THE HAGUE, Netherlands: The International Court of Justice (ICJ) is set to deliver a final, legally binding ruling on Wednesday in a case where Ukraine accuses Russia of supporting rebels in 2014 and discriminating against Crimea’s multiethnic community following the region’s annexation.
This marks the initial decision in a series of two connected to the decade-long conflict between Russia and Ukraine that escalated into a full-scale war nearly two years ago.
The case, filed in 2017, alleges Moscow’s violations of conventions against discrimination and the financing of terrorism. Kyiv seeks reparations from Moscow for attacks and crimes in eastern Ukraine, including the downing of Malaysia Airlines Flight 17 on July 17, 2014, by Russia-backed rebels, resulting in the deaths of all 298 passengers and crew.
In hearings last year, Ukraine’s lawyer, David Zionts, asserted that pro-Russia forces in eastern Ukraine engaged in a campaign of intimidation and terror against civilians, fueled by Russian money and weapons.
The downing of MH17 was highlighted among these attacks.
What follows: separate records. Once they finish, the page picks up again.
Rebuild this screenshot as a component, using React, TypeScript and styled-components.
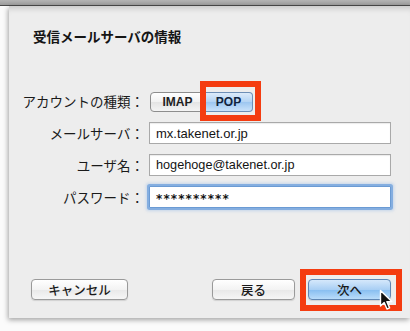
import React from "react";
import styled, { createGlobalStyle, css } from "styled-components";

const GlobalStyle = createGlobalStyle`
	html, body {
		margin: 0;
		padding: 0;
		background: #fbfbfb;
		width: 410px;
		height: 331px;
		overflow: hidden;
	}
	* {
		box-sizing: border-box;
	}
`;

const jp = `"Noto Sans CJK JP", "Noto Sans", sans-serif`;
const latin = `"Liberation Sans", "Noto Sans CJK JP", sans-serif`;

const App = () => {
	return (
		<Page>
			<GlobalStyle />
			<TitleBar />
			<Stage>
				<Sheet>
					<Title>受信メールサーバの情報</Title>

					<Form>
						<Label>アカウントの種類：</Label>
						<SegmentRow>
							<Segment>IMAP</Segment>
							<Highlight>
								<Segment selected>POP</Segment>
								<RedBox style={{ left: -5, right: -8, top: -11, bottom: -9 }} />
							</Highlight>
						</SegmentRow>

						<Label>メールサーバ：</Label>
						<Field>mx.takenet.or.jp</Field>

						<Label>ユーザ名：</Label>
						<Field narrow>hogehoge@takenet.or.jp</Field>

						<Label>パスワード：</Label>
						<Field focused>
							<Secret>**********</Secret>
						</Field>
					</Form>

					<Space />

					<Footer>
						<Button wide>キャンセル</Button>
						<Grow />
						<Button>戻る</Button>
						<Highlight>
							<Button primary>次へ</Button>
							<RedBox style={{ left: -8, right: -11, top: -10, bottom: -11 }} />
							<Cursor width='16' height='22' viewBox='0 0 16 22'>
								<path
									d='M1.5 1.5 L1.5 17 L5.2 13.6 L8 20 L10.6 18.9 L7.9 12.6 L12.8 12.6 Z'
									fill='#111'
									stroke='#fff'
									strokeWidth='1.4'
									strokeLinejoin='round'
								/>
							</Cursor>
						</Highlight>
					</Footer>
				</Sheet>
			</Stage>
		</Page>
	);
};

export default App;

const Page = styled.div`
	width: 410px;
	height: 331px;
	display: flex;
	flex-direction: column;
	background: #fbfbfb;
	overflow: hidden;
`;

const TitleBar = styled.div`
	height: 6px;
	flex-shrink: 0;
	background: linear-gradient(#b4b4b4, #9c9c9c);
	border-bottom: 1px solid #4a4a4a;
`;

const Stage = styled.div`
	display: flex;
	padding-left: 9px;
	height: 312px;
	flex-shrink: 0;
`;

const Sheet = styled.div`
	flex: 1;
	display: flex;
	flex-direction: column;
	background: #ededed;
	box-shadow: -1px 2px 5px rgba(0, 0, 0, 0.35),
		inset 0 7px 6px -5px rgba(0, 0, 0, 0.18);
	padding: 21px 19px 18px 0;
`;

const Title = styled.div`
	font-family: ${jp};
	font-weight: 700;
	font-size: 13.5px;
	line-height: 18px;
	color: #151515;
	padding-left: 24px;
`;

const Form = styled.div`
	display: grid;
	grid-template-columns: 135px 242px;
	grid-template-rows: repeat(4, 22px);
	column-gap: 5px;
	row-gap: 10px;
	margin-top: 45px;
	align-items: center;
`;

const Label = styled.div`
	font-family: ${jp};
	font-size: 13.5px;
	line-height: 18px;
	color: #1a1a1a;
	text-align: right;
	white-space: nowrap;
`;

const SegmentRow = styled.div`
	display: flex;
	align-self: end;
	padding-left: 1px;
`;

const Highlight = styled.div`
	position: relative;
	display: flex;
`;

const RedBox = styled.div`
	position: absolute;
	border: 6px solid #f43c10;
	pointer-events: none;
`;

const Segment = styled.div<{ selected?: boolean }>`
	height: 20px;
	display: flex;
	align-items: center;
	justify-content: center;
	font-family: ${latin};
	font-weight: 700;
	font-size: 12px;
	color: #1e1e1e;
	border: 1px solid #8d8d8d;
	${({ selected }) =>
		selected
			? css`
					width: 48px;
					border-left: none;
					border-color: #6e8fb6;
					border-radius: 0 4px 4px 0;
					background: linear-gradient(#dcebfa, #b3d3f3 50%, #9cc6f0 51%, #c9e2fa);
					color: #10233d;
			  `
			: css`
					width: 55px;
					border-radius: 4px 0 0 4px;
					background: linear-gradient(#ffffff, #f1f1f1 50%, #e4e4e4 51%, #f4f4f4);
			  `}
`;

const Field = styled.div<{ focused?: boolean; narrow?: boolean }>`
	height: 22px;
	display: flex;
	align-items: center;
	padding-left: 6px;
	background: #ffffff;
	border: 1px solid #a9a9a9;
	box-shadow: inset 0 1px 1px rgba(0, 0, 0, 0.08);
	font-family: ${latin};
	font-size: ${({ narrow }) => (narrow ? "12.7px" : "13px")};
	color: #141414;
	${({ focused }) =>
		focused &&
		css`
			border-color: #6b9bd4;
			box-shadow: 0 0 0 2px rgba(110, 160, 220, 0.75), 0 0 3px 3px rgba(120, 170, 230, 0.35);
			border-radius: 1px;
		`}
`;

const Secret = styled.span`
	font-family: "DejaVu Sans", sans-serif;
	font-size: 12px;
	letter-spacing: 1.1px;
	font-weight: 700;
	margin-top: 3px;
`;

const Space = styled.div`
	flex: 1;
`;

const Footer = styled.div`
	display: flex;
	align-items: center;
	padding-left: 22px;
	gap: 13px;
`;

const Grow = styled.div`
	flex: 1;
`;

const Button = styled.div<{ primary?: boolean; wide?: boolean }>`
	width: ${({ wide }) => (wide ? "97px" : "83px")};
	height: 21px;
	display: flex;
	align-items: center;
	justify-content: center;
	border-radius: 4px;
	font-family: ${jp};
	font-size: 12.5px;
	font-weight: 500;
	color: #1a1a1a;
	border: 1px solid ${({ primary }) => (primary ? "#5f86b3" : "#9a9a9a")};
	box-shadow: 0 1px 1px rgba(0, 0, 0, 0.12);
	background: ${({ primary }) =>
		primary
			? "linear-gradient(#d5e8fb, #a9cff4 50%, #86bdf0 51%, #b9dcfa)"
			: "linear-gradient(#ffffff, #f3f3f3 50%, #e8e8e8 51%, #f6f6f6)"};
`;

const Cursor = styled.svg`
	position: absolute;
	left: 71px;
	top: 10px;
	pointer-events: none;
`;
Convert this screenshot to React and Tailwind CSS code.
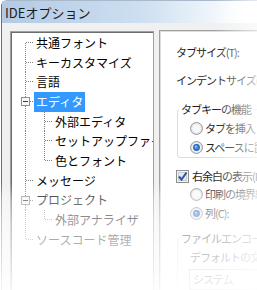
import React from 'react';

// tree on the left of the options dialog
const treeItems = [
  { label: '共通フォント', level: 0, first: true },
  { label: 'キーカスタマイズ', level: 0 },
  { label: '言語', level: 0 },
  { label: 'エディタ', level: 0, expander: true, selected: true },
  { label: '外部エディタ', level: 1 },
  { label: 'セットアップファイル', level: 1 },
  { label: '色とフォント', level: 1, lastChild: true },
  { label: 'メッセージ', level: 0 },
  { label: 'プロジェクト', level: 0, expander: true },
  { label: '外部アナライザ', level: 1, lastChild: true },
  { label: 'ソースコード管理', level: 0, last: true },
];

const dot = { stroke: '#808080', strokeWidth: 1, strokeDasharray: '1 1' };

const Gutter = ({ item }) => {
  const c = 9.5;
  if (item.level === 0) {
    return (
      <svg width="22" height="19.7" className="shrink-0" shapeRendering="crispEdges">
        <line x1="13.5" y1={item.first ? c : 0} x2="13.5" y2={item.last ? c : 19.7} {...dot} />
        {item.expander ? (
          <>
            <line x1="18" y1={c} x2="22" y2={c} {...dot} />
            <rect x="9.5" y="5.5" width="8" height="8" fill="#f7f7f7" stroke="#919191" strokeWidth="1" />
            <line x1="11" y1={c} x2="16" y2={c} stroke="#3a3a3a" strokeWidth="1" />
          </>
        ) : (
          <line x1="14" y1={c} x2="22" y2={c} {...dot} />
        )}
      </svg>
    );
  }
  return (
    <svg width="41" height="19.7" className="shrink-0" shapeRendering="crispEdges">
      <line x1="13.5" y1="0" x2="13.5" y2="19.7" {...dot} />
      <line x1="32.5" y1="0" x2="32.5" y2={item.lastChild ? c : 19.7} {...dot} />
      <line x1="33" y1={c} x2="41" y2={c} {...dot} />
    </svg>
  );
};

const TreeRow = ({ item }) => (
  <div className="flex h-[19.7px] items-stretch">
    <Gutter item={item} />
    <span
      className={
        item.selected
          ? 'flex items-center whitespace-nowrap bg-[#3399ff] px-[2px] text-white'
          : 'flex items-center whitespace-nowrap px-[2px] text-black'
      }
    >
      {item.label}
    </span>
  </div>
);

const Radio = ({ checked }) => (
  <svg width="13" height="13" className="shrink-0">
    <circle cx="6.5" cy="6.5" r="6" fill="#e4e4e4" stroke="#9b9b9b" strokeWidth="1" />
    <circle cx="6.5" cy="6.5" r="4.3" fill="#f8f8f8" />
    {checked && (
      <>
        <circle cx="6.5" cy="6.5" r="3.4" fill="#1f63b8" />
        <circle cx="6.5" cy="6.5" r="2.2" fill="#3d8fdc" />
        <circle cx="5.8" cy="5.6" r="1" fill="#a9d6f7" />
      </>
    )}
  </svg>
);

const Checkbox = () => (
  <svg width="13" height="13" className="shrink-0" shapeRendering="crispEdges">
    <rect x="0.5" y="0.5" width="12" height="12" fill="#f4f4f4" stroke="#8e8f8f" />
    <rect x="2.5" y="2.5" width="8" height="8" fill="#e6e9ee" stroke="#c9ced6" />
    <path d="M3 6.5 L5.5 9.5 L10.5 2.5" fill="none" stroke="#2d56a8" strokeWidth="2" shapeRendering="auto" />
  </svg>
);

const RadioRow = ({ checked, label, indent }) => (
  <div className={`flex h-[19px] items-center gap-[2px] ${indent}`}>
    <Radio checked={checked} />
    <span className="whitespace-nowrap">{label}</span>
  </div>
);

export default function App() {
  return (
    <div className="relative h-[290px] w-[257px] overflow-hidden bg-white font-['Noto_Sans_CJK_JP','Noto_Sans',sans-serif]">
      <div className="ml-[1px] flex h-full flex-col rounded-tl-[6px] border-l border-t border-l-[#6f6f6f] border-t-[#a9b9cb] bg-[#f0f0f0]">
        {/* title bar */}
        <div className="flex h-[22px] shrink-0 items-center bg-[linear-gradient(to_right,#b3cae4,#cddff1_55%,#ffffff_95%)] pl-[3px] pt-[1px] text-[13px] leading-none text-[#1b1b1b]">
          IDEオプション
        </div>

        <div className="flex items-start gap-[5px] pl-[8px] pt-[7px]">
          {/* tree */}
          <div className="mt-[1px] h-[270px] w-[144px] shrink-0 overflow-hidden border border-[#a0a0a0] bg-white pl-[1px] pt-[1px] text-[12px] leading-none shadow-[inset_1px_1px_0_#6d6d6d]">
            {treeItems.map((item) => (
              <TreeRow key={item.label} item={item} />
            ))}
          </div>

          {/* settings page */}
          <div className="h-[270px] w-[140px] shrink-0 border border-[#a0a0a0] bg-white pl-[16px] pt-[11px] text-[11px] leading-none tracking-[-1px] text-[#1e1e1e] shadow-[inset_1px_1px_0_#dcdcdc]">
            <div className="flex h-[20px] items-center whitespace-nowrap">タブサイズ(T):</div>
            <div className="mt-[8px] flex h-[20px] items-center whitespace-nowrap">インデントサイズ(I):</div>

            <fieldset className="ml-[1px] mt-[12px] rounded-[3px] border border-[#d5dfe5] pb-0 pt-[3px]">
              <legend className="ml-[1px] h-[14px] px-[2px] leading-[14px] whitespace-nowrap">タブキーの機能</legend>
              <RadioRow label="タブを挿入" indent="pl-[12px]" />
              <RadioRow checked label="スペースに置換" indent="pl-[12px]" />
            </fieldset>

            <div className="mt-[9px] flex h-[18px] items-center gap-[3px]">
              <Checkbox />
              <span className="whitespace-nowrap">右余白の表示(R)</span>
            </div>
            <RadioRow label="印刷の境界線" indent="pl-[14px]" />
            <RadioRow checked label="列(C):" indent="pl-[14px]" />

            <fieldset className="ml-[1px] mt-[8px] rounded-[3px] border border-[#d5dfe5] pl-[12px] pt-[4px]">
              <legend className="-ml-[11px] h-[14px] px-[2px] leading-[14px] whitespace-nowrap">ファイルエンコーディング</legend>
              <div className="flex h-[16px] items-center whitespace-nowrap">デフォルトの文字コード(D):</div>
              <div className="-ml-[1px] mt-[4px] flex h-[21px] w-[90px] items-center border border-[#abadb3] pl-[3px]">
                システム
              </div>
            </fieldset>
          </div>
        </div>
      </div>

      {/* screenshot fade toward the right and bottom edges */}
      <div className="pointer-events-none absolute inset-0 bg-[linear-gradient(to_right,rgba(255,255,255,0)_83%,rgba(255,255,255,0.7)_100%)]" />
      <div className="pointer-events-none absolute inset-0 bg-[linear-gradient(to_bottom,rgba(255,255,255,0)_63%,rgba(255,255,255,0.4)_69%,rgba(255,255,255,0.6)_77%,rgba(255,255,255,0.7)_85%,rgba(255,255,255,0.8)_92%,rgba(255,255,255,0.92)_100%)]" />
    </div>
  );
}
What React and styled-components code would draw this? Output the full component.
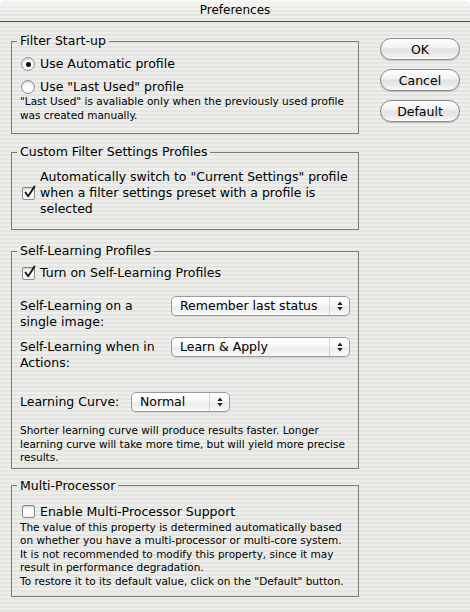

In November 2022, a Dutch domestic court convicted two Russians and a pro-Moscow Ukrainian for their roles in the attack, sentencing them in absentia to life imprisonment.
The Netherlands and Ukraine are also pursuing legal action against Moscow at the European Court of Human Rights over MH17, although Russia denies involvement.
Another lawyer for Ukraine, Harold Koh, argued that in Crimea, Russia aimed to replace the pre-existing multiethnic community with discriminatory Russian nationalism.
Russia’s legal representatives urged the ICJ to dismiss the case, contending that the actions of pro-Moscow rebels in eastern Ukraine do not amount to terrorism.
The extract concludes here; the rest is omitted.